• _The exercise_
Below is a listing; write it out exactly and drop any images from it.

• _Stored data_
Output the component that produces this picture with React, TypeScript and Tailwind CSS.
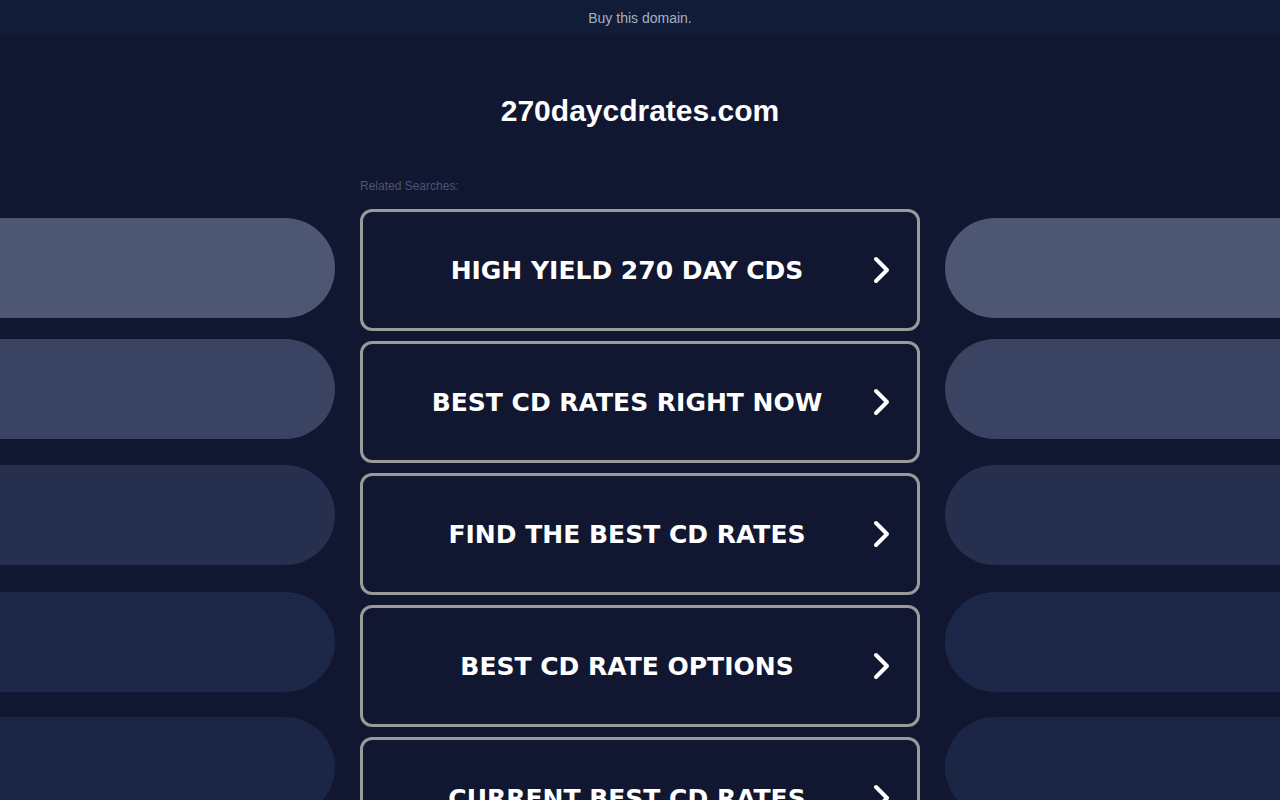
const searches = [
  "HIGH YIELD 270 DAY CDS",
  "BEST CD RATES RIGHT NOW",
  "FIND THE BEST CD RATES",
  "BEST CD RATE OPTIONS",
  "CURRENT BEST CD RATES",
];

// side decoration pills, fading from light to dark
const pills = [
  "bg-[#4d5773]",
  "mt-[21px] bg-[#3a4362]",
  "mt-[26px] bg-[#262f4e]",
  "mt-[27px] bg-[#1c2646] bg-[radial-gradient(#222c52_1px,transparent_1px)] bg-[length:3px_3px]",
  "mt-[25px] bg-[#1a2443] bg-[radial-gradient(#202a50_1px,transparent_1px)] bg-[length:3px_3px]",
];

function Chevron() {
  return (
    <svg width="18" height="28" viewBox="0 0 18 28" fill="none" className="shrink-0">
      <path
        d="M3 3 L14 14 L3 25"
        stroke="white"
        strokeWidth="4"
        strokeLinecap="round"
        strokeLinejoin="round"
      />
    </svg>
  );
}

function SideColumn({ side }: { side: "left" | "right" }) {
  return (
    <div className="flex w-[335px] shrink-0 flex-col pt-[39px]">
      {pills.map((cls, i) => (
        <div
          key={i}
          className={`h-[100px] w-full shrink-0 ${cls} ${
            side === "left" ? "rounded-r-[50px]" : "rounded-l-[50px]"
          }`}
        />
      ))}
    </div>
  );
}

export default function App() {
  return (
    <div className="h-[800px] overflow-hidden bg-[#111730] font-['Liberation_Sans',Arial,sans-serif]">
      <div className="flex h-[35px] items-center justify-center bg-[#101c38] pt-[2px] text-[14px] text-[#a8b0c2]">
        Buy this domain.
      </div>

      <h1 className="mt-[59px] text-center text-[30px] font-bold leading-[34px] text-white">
        270daycdrates.com
      </h1>

      <div className="mt-[51px] flex justify-between">
        <SideColumn side="left" />

        <div className="w-[560px] shrink-0">
          <p className="text-[12px] leading-[14px] text-[#4b5678]">Related Searches:</p>
          <div className="mt-[16px] flex flex-col gap-[10px]">
            {searches.map((s) => (
              <a
                key={s}
                href="#"
                className="flex h-[122px] shrink-0 items-center rounded-[12px] border-[3px] border-[#9a9a9a] pl-[38px] pr-[26px]"
              >
                <span className="flex-1 pr-[20px] pt-[2px] text-center font-['DejaVu_Sans',Verdana,sans-serif] text-[25px] font-bold text-white">
                  {s}
                </span>
                <Chevron />
              </a>
            ))}
          </div>
        </div>

        <SideColumn side="right" />
      </div>
    </div>
  );
}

• _Result for this task_
Output the component that produces this picture with React, TypeScript and Tailwind CSS.
const searches = [
  "HIGH YIELD 270 DAY CDS",
  "BEST CD RATES RIGHT NOW",
  "FIND THE BEST CD RATES",
  "BEST CD RATE OPTIONS",
  "CURRENT BEST CD RATES",
];

// side decoration pills, fading from light to dark
const pills = [
  "bg-[#4d5773]",
  "mt-[21px] bg-[#3a4362]",
  "mt-[26px] bg-[#262f4e]",
  "mt-[27px] bg-[#1c2646] bg-[radial-gradient(#222c52_1px,transparent_1px)] bg-[length:3px_3px]",
  "mt-[25px] bg-[#1a2443] bg-[radial-gradient(#202a50_1px,transparent_1px)] bg-[length:3px_3px]",
];

function Chevron() {
  return (
    <svg width="18" height="28" viewBox="0 0 18 28" fill="none" className="shrink-0">
      <path
        d="M3 3 L14 14 L3 25"
        stroke="white"
        strokeWidth="4"
        strokeLinecap="round"
        strokeLinejoin="round"
      />
    </svg>
  );
}

function SideColumn({ side }: { side: "left" | "right" }) {
  return (
    <div className="flex w-[335px] shrink-0 flex-col pt-[39px]">
      {pills.map((cls, i) => (
        <div
          key={i}
          className={`h-[100px] w-full shrink-0 ${cls} ${
            side === "left" ? "rounded-r-[50px]" : "rounded-l-[50px]"
          }`}
        />
      ))}
    </div>
  );
}

export default function App() {
  return (
    <div className="h-[800px] overflow-hidden bg-[#111730] font-['Liberation_Sans',Arial,sans-serif]">
      <div className="flex h-[35px] items-center justify-center bg-[#101c38] pt-[2px] text-[14px] text-[#a8b0c2]">
        Buy this domain.
      </div>

      <h1 className="mt-[59px] text-center text-[30px] font-bold leading-[34px] text-white">
        270daycdrates.com
      </h1>

      <div className="mt-[51px] flex justify-between">
        <SideColumn side="left" />

        <div className="w-[560px] shrink-0">
          <p className="text-[12px] leading-[14px] text-[#4b5678]">Related Searches:</p>
          <div className="mt-[16px] flex flex-col gap-[10px]">
            {searches.map((s) => (
              <a
                key={s}
                href="#"
                className="flex h-[122px] shrink-0 items-center rounded-[12px] border-[3px] border-[#9a9a9a] pl-[38px] pr-[26px]"
              >
                <span className="flex-1 pr-[20px] pt-[2px] text-center font-['DejaVu_Sans',Verdana,sans-serif] text-[25px] font-bold text-white">
                  {s}
                </span>
                <Chevron />
              </a>
            ))}
          </div>
        </div>

        <SideColumn side="right" />
      </div>
    </div>
  );
}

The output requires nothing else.